The Great Seattle Fire made it clear that Seattle needed an abundant water source, and that the City of Seattle needed to oversee its distribution. City Engineer R.H. Thompson set his sights on the Cedar River. And since Seattle would be building in the Cedar River area for its public water needs, why not build a hydroelectric plant while we were at it?

The people of Seattle
While the technology that made public power possible in Seattle was developing, political change was also afoot. In the wake of the Great Seattle Fire, small-scale electricity providers began to market their services to the rebuilding city, but their rates were astronomical. In 1890, frustrated Seattleites voted to amend the city charter to include the provision of “gas or other lights” to its inhabitants.

The growing mistrust of corporations among Seattleites was compounded when the Panic of 1893 descended, throwing the economy into depression and closing banks around the country. The panic precipitated a progressive movement across the nation.

Voters, incensed by the actions of mighty monopolies like railroad and oil companies, were spurred into action by muckraking journalists. Issues like Prohibition, labor union organization, women’s suffrage and trust busting came to the fore as citizens clamored for more fairness in society. R.H. Thompson, the Seattle city engineer who had envisioned the Cedar River project, was a major civic proponent of these ideals.

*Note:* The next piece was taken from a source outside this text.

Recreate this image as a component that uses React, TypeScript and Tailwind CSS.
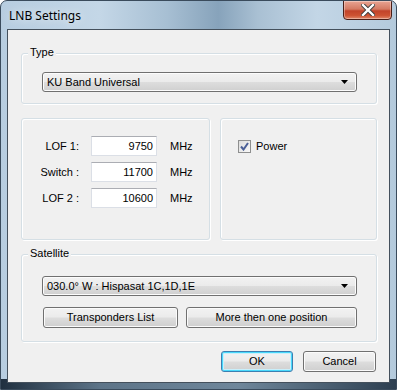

The progressive movement took hold in Seattle. Plans to secure the Cedar River as a water source were expanded to include a hydroelectric facility in 1896, when the city charter was amended again to call for its construction. But it wasn’t until the election of 1902, when Seattle voters approved the bonds needed to build the Cedar River facility, that the dream of public power began to take shape for Seattle.

By mid-1904, construction of the Cedar River facility was substantially complete. In 1905, it began delivering public power to the streets of Seattle, and private power companies were forced to cut their rates. And thus, Seattle City Light was born.